Thanks, @garachen. I found the docs for COD. Obviously, this isn't the only operational risk implicit in grabbing Q, but it's perhaps the most salient as helplessly watching a disconnect scenario unfold and run through your limits could quickly become a several 100K misadventure.Most exchanges do cancel on disconnect. There's some safety functionality when using the mass quote message on futures options. Not intuitive how to configure but if you read the docs closely you can figure it out. I wish they had it for futures.
CME
Any thoughts on how to mitigate the multi price level adverse selection risk? Or is that just the nature of the beast when it comes to MM? I couldn't think of anyway to prevent it from happening other than observing VPIN and stuff like that. I've read a lot of stuff questioning how well you can actually predict toxicity though. I suppose it's somewhat on me to implement it myself and "learn by doing" as I can test this with historical data. Even with a prediction of toxicity, to some extent, asymmetric information is just asymmetric information. How could observing the state of the book and time & sales tell you if some really large player instantaneously becomes willing to tolerate some market impact because they know something you don't--it really just can't. Fortunately, looking at my data, this scenario appears rather rare depending on the magnitude of market impact you're considering, but it could be really painful if you have size in the first two price levels.
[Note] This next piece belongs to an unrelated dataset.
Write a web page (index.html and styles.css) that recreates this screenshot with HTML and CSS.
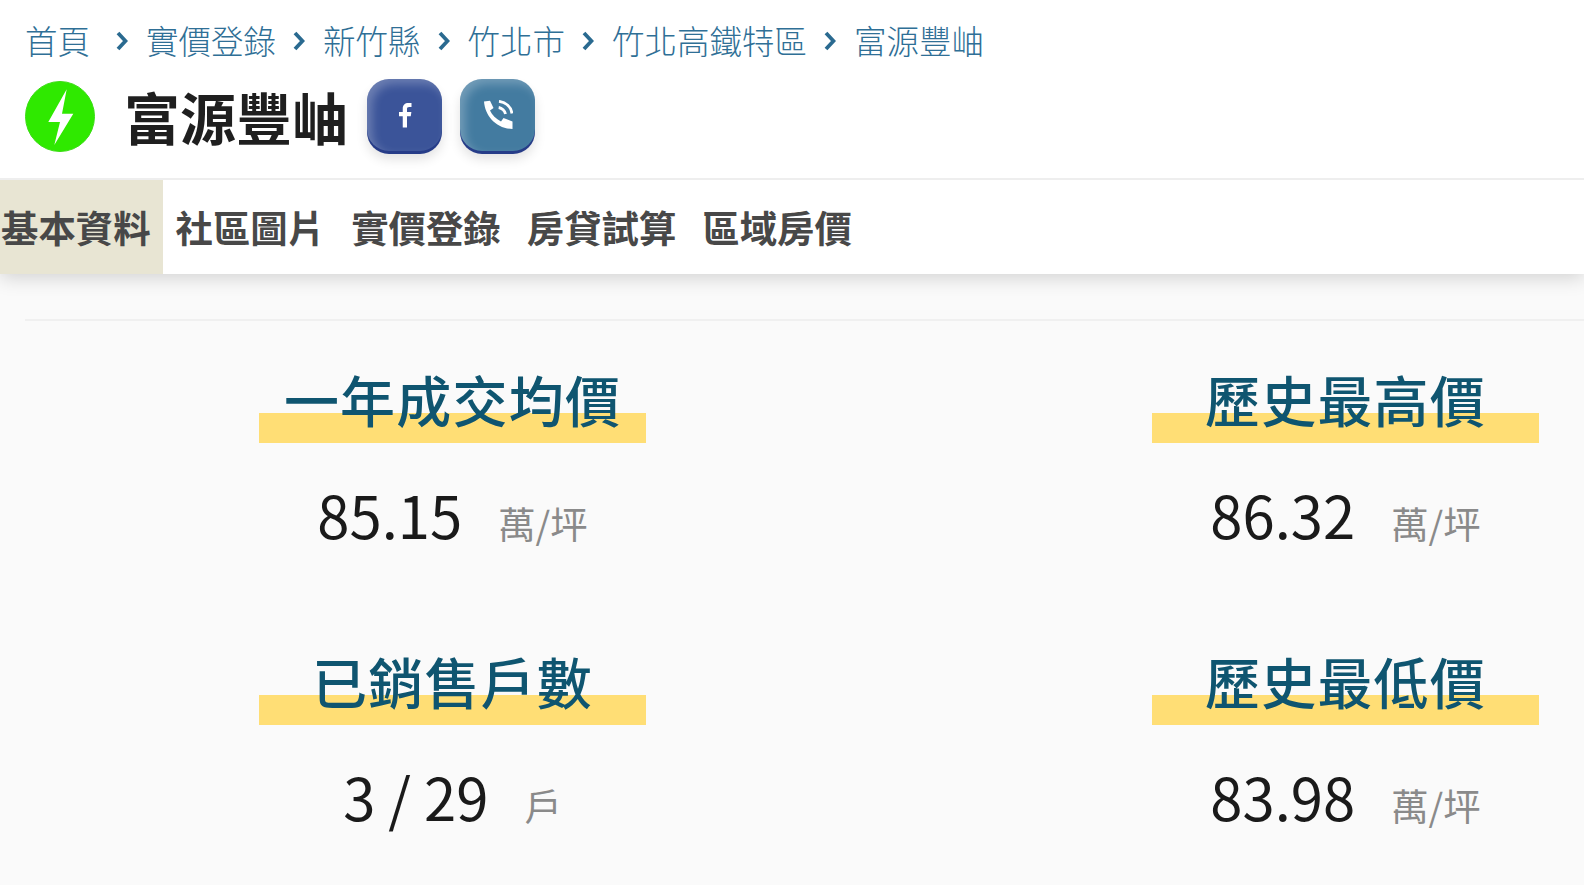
FILE: index.html
```html
<!DOCTYPE html>
<html lang="zh-Hant">
<head>
<meta charset="utf-8">
<title>富源豐岫</title>
<link rel="stylesheet" href="styles.css">
</head>
<body>
<header class="top">
  <nav class="crumbs">
    <a>首頁</a><svg class="chev first" viewBox="0 0 12 20"><path d="M2 2 9.500 10 2 18"/></svg>
    <a>實價登錄</a><svg class="chev" viewBox="0 0 12 20"><path d="M2 2 9.500 10 2 18"/></svg>
    <a>新竹縣</a><svg class="chev" viewBox="0 0 12 20"><path d="M2 2 9.500 10 2 18"/></svg>
    <a>竹北市</a><svg class="chev" viewBox="0 0 12 20"><path d="M2 2 9.500 10 2 18"/></svg>
    <a>竹北高鐵特區</a><svg class="chev" viewBox="0 0 12 20"><path d="M2 2 9.500 10 2 18"/></svg>
    <a>富源豐岫</a>
  </nav>
  <div class="title-row">
    <svg class="amp" viewBox="0 0 70 71"><ellipse cx="35" cy="35.500" rx="34.500" ry="35" fill="#2fe900" stroke="#3cdc16"/><path d="M41.700 8.300 23.300 41 35 41 29.300 64 48.300 32.700 37 32.700Z" fill="#fff"/></svg>
    <h1>富源豐岫</h1>
    <a class="btn fb"><svg viewBox="0 0 24 24" width="30" height="30"><path fill="#fff" d="M13.600 22v-9h3l.5-3.500h-3.500V7.300c0-1 .3-1.700 1.800-1.700h1.800V2.400c-.4 0-1.400-.1-2.600-.1-2.600 0-4.400 1.600-4.400 4.500v2.700h-3V13h3v9z"/></svg></a>
    <a class="btn tel"><svg viewBox="0 0 30 30" width="30" height="30"><path fill="#fff" d="M1 1.500 7 .8l3.500 7.200L7 10.500C9 15 13 19 18 21.500l2.500-3.500 9 3.500V29C13 28.500 2 16 1 1.500z"/><path fill="none" stroke="#fff" stroke-width="2.800" d="M16 1.300C23 2.300 28 7 29 13.500M15.700 7.500C19 8 22 11 22.500 14"/></svg></a>
  </div>
</header>
<nav class="tabs">
  <a class="tab active">基本資料</a>
  <a class="tab">社區圖片</a>
  <a class="tab">實價登錄</a>
  <a class="tab">房貸試算</a>
  <a class="tab">區域房價</a>
</nav>
<main class="content">
  <hr class="rule">
  <section class="stats">
    <div class="stat">
      <h2><span>一年成交均價</span></h2>
      <p class="val"><b>85.15</b><small>萬/坪</small></p>
    </div>
    <div class="stat">
      <h2><span>歷史最高價</span></h2>
      <p class="val"><b>86.32</b><small>萬/坪</small></p>
    </div>
    <div class="stat">
      <h2><span>已銷售戶數</span></h2>
      <p class="val"><b>3 / 29</b><small>戶</small></p>
    </div>
    <div class="stat">
      <h2><span>歷史最低價</span></h2>
      <p class="val"><b>83.98</b><small>萬/坪</small></p>
    </div>
  </section>
</main>
</body>
</html>
```
FILE: styles.css
```css
* { box-sizing: border-box; }
html, body { margin: 0; height: 885px; overflow: hidden; }
body { background: #fafafa; font-family: "Noto Sans CJK TC", sans-serif; color: #1a1a1a; }
.top { position: relative; z-index: 1; background: #fff; height: 180px; padding: 15px 0 0 25px; border-bottom: 2px solid #eee; }
.crumbs { display: flex; align-items: center; height: 50px; color: #2f6f96; font-size: 32.500px; line-height: 50px; font-weight: 300; }
.chev { width: 12px; height: 20px; margin: 2px 18px 0 17px; fill: none; stroke: #2a6a90; stroke-width: 3.800; }
.chev.first { margin-left: 26px; }
.title-row { display: flex; align-items: center; height: 78px; margin-top: 12px; }
.amp { width: 70px; height: 71px; }
h1 { margin: 0 19px 0 29px; font: 700 56px/78px "Noto Sans CJK TC", sans-serif; color: #1f1f1f; }
.btn { display: flex; align-items: center; justify-content: center; width: 75px; height: 72px; margin: 0 18px 3px 0; border-radius: 22px; box-shadow: inset 5px 5px 10px rgba(255,255,255,.25), 0 3px 0 #263c88, 0 8px 12px rgba(0,0,0,.12); }
.fb { background: #3b5499; }
.tel { background: #437ba0; }
.tabs { display: flex; height: 94px; background: #fff; box-shadow: 0 4px 18px rgba(0,0,0,.16); position: relative; }
.tab { display: flex; align-items: center; padding: 0 13px; font: 700 37.400px/94px "Noto Sans CJK TC", sans-serif; color: #484848; }
.tab.active { background: #e8e5d3; padding: 0 12px 0 1px; }
.content { padding-left: 25px; }
.rule { margin: 45px 0 0; border: 0; height: 2px; background: #f0f0f0; }
.stats { display: grid; grid-template-columns: 387px 387px; justify-content: space-between; padding: 45px 45px 0 234px; }
.stat { height: 282px; text-align: center; }
h2 { margin: 0; height: 78px; position: relative; font: 500 55px/64px "Noto Sans CJK TC", sans-serif; color: #0f5570; letter-spacing: 1.200px; }
h2::before { content: ""; position: absolute; left: 0; right: 0; top: 47px; height: 30px; background: #ffde75; }
h2 span { position: relative; }
.val { margin: 30px 0 0; font-size: 58px; line-height: 80px; display: flex; justify-content: center; align-items: baseline; }
.val b { font-weight: 400; color: #1a1a1a; }
.val small { margin-left: 36px; font: 400 37.400px/80px "Noto Sans CJK TC", sans-serif; color: #8a8a8a; }
```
Also, it's not something I've ever seen publicly discussed, so no worries if you don't want to break ground here, but there's gotta be some strategy to grabbing Q. For one, you the have the aforementioned adverse selection risk where either a big order sweeps several levels or you have sustained flow that functions like a big order because you can't cancel fast enough. Secondly, you have the Efficient Messaging Ratios to uphold (well I'm not sure if you do--one option market maker I interviewed with didn't seem to know what I was talking about, my guess because of some DMM agreement). So these risks make me feel intuitively like you're gonna want to space your quotes out by a couple price levels or at least have a couple hundred contracts behind you in the queue before you join at the next level. That being said, maybe there's a flip side of that coin. Maybe you have some kind of DMM mandate that makes you need to quote in a certain fashion (let's ignore that for discussion's sake unless it's actually a big deal) or maybe your strategy relies on some short term forecast that loses information content over time, so you want to squeeze many contracts in short term (without showing your hand) because your signal is active. I can think of other possible reasons, but I'll spare you my babbling.
By the way, I've kinda shelved the straight up quoting-both-sides MM approach in favor of more of a scalping type of deal that still relies on queue position because:
a) I can't see how I'll ever have the speed to get good queue position on the freshly created price level when a change in midprice occurs. I can do okay on my layered orders on levels 4-10 on a lot of products, but I'm screwed in "if you ain't first, you're last" scenarios like this.
b) I'm too slow to cancel if it appears that I'm one of the last guys offering on a side that's about to get taken out. Obviously, I'd only want to cancel if I hadn't been filled on the other side yet.
c) biggest issue: using a limit on both sides invalidates my backtest in a lot of ways (since I can't really afford to test things live, this matters). For example, suppose I know my max queue position for obvious reasons, I.e. FIFO. The max queue position worst case scenario only guarantees my limit is filled if the market trades through my queue position. If everyone cancels in front of me (we've talked about this privately), I could get filled without even knowing in a backtest and prices could move away from me. I can only guarantee a profit if price trades through my order on both sides, else there's uncertainty or at least assumptions made about the distribution of cancellations. With the scalping approach, I only attempt to exit for a profit with a resting limit (enter with marketable limit) so my worst case is really my worst case.
I know I always bombard you with long, not-so-lucid emails and ET replies. Thanks as always for your time and expertise, as well as the accidental mentorship your old posts provide. If this is any indication that I've been studying your old content, I'm sure you killed it on CL vol recently. Congrats. Let me know if I'm unclear on anything I've discussed above. I often find reading about HFT strategies and multiple price levels and stuff like that a bit confusing the first time through, and I'm sure I'm not always the best at explaining my ideas. Sincere thanks.